In support of this motion he filed his own affidavit, in which he alleges that he had no information, of any kind of the proceedings upon the amended petition until after the execution was issued. He further alleges that he did not owe the plaintiff anything; he also filed his attorney’s affidavit in which it is alleged that he lives at *160Jackson, in Breathitt county and as attorney for defendant forwarded a demurrer to the jurisdiction of the Jackson circuit court by mail to the clerk thereof, and that he rode over to McKee, the county seat of Jackson county, to argue that matter; he spent the night in McKee and the following morning before court opened he had a conversation with plaintiffs’ attorney in which he was informed that the demurrer had been considered by the court and sustained with leave to amend, and acting upon this information he left with the understanding that if an amendment was filed a summons would be issued thereon. The first information he had to the contrary was the issue of the execution on the judgment.

It may well be doubted if the defendant adopted the proper procedure in the first instance. The petition itself did not show any jurisdictional defect on its face, and if defendant did not live in Jackson county at the time the suit was filed, to make such defense available he should have pointed out that fact by answer in the nature of a plea to the jurisdiction of the court, or he could have filed an affidavit to that effect and moved to quash the return on the summons. However, the court sustained the special demurrer, and though this may have been erroneous it was a judicial determination that the defendant was not before the court in the cause of action set out in the petition, and until set aside the court was without power to render a judgment thereon unless the defendant was summoned or entered his appearance.

This order was not set aside by the court and appellant was not summoned again, nor did he ask for the special demurrer to be extended to the petition as amended. The record indicates that the court made the order on its own motion, and certainly this could not affect appellant’s rights. The amendment itself states a transitory cause of action, but were it local, for the reasons stated above, the appellant was not charged with notice of it.

The court having fixed the status of the parties by an order in which it solemnly declared it had no jurisdiction of the person of the defendant, and as that order remains in force and effect, we must hold that the judgment rendered against the appellant on the cause of action to which that order applied was prematurely rendered, and therefore, while possibly not void, was at *161least a clerical misprision which may be corrected on motion.

The other grounds set out in the motion could be relied on in a petition as provided in section 520' of the Civil Code of Practice, but cannot be presented on motion as in this case.

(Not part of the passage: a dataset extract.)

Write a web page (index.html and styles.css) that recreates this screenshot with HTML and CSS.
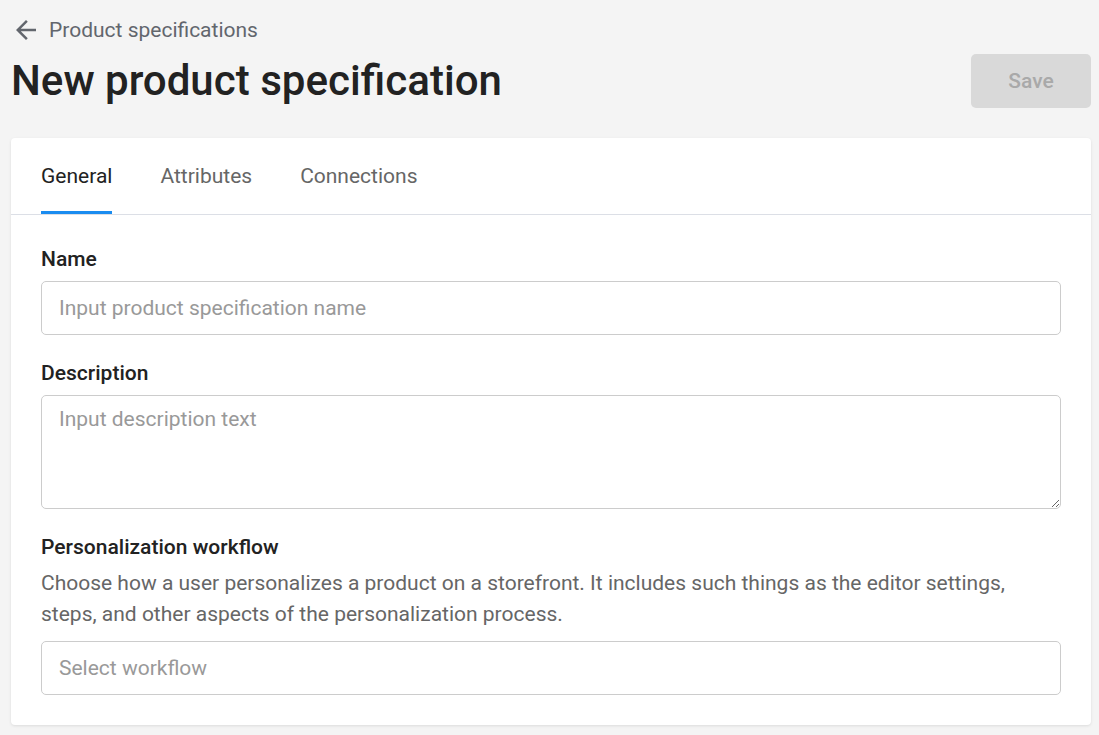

It is intimated that the replevin bond satisfied the judgment, that as the latter merged into the bond there was nothing upon which appellants could base an attack. We cannot agree with this. This is not a collateral but a direct attack on that judgment. Baker v. Baker, 162 Ky. 694; Harrod v. Harrod, 167 Ky. 308; Crider v. Sutherland, 186 Ky. 7; Gardner v. Howard, 197 Ky. 615; Combs v. Deaton, 199 Ky. 477.

Indeed, we can draw no distinction between this case and one in which the appeal is taken after the motion for a new trial has been overruled. It is. clearly settled that the payment of the judgment or the execution of the replevin bond does not bar the right of appellee in the latter. Keller v. Williams, 73 Ky. 216; N. C. C. & St. L. Ry. Co. v. Beam’s Exor., 128 Ky. 758.

It follows that the court erred in overruling the motion to set aside the judgment.

Wherefore, the judgment is reversed for proceedings consistent with this opinion.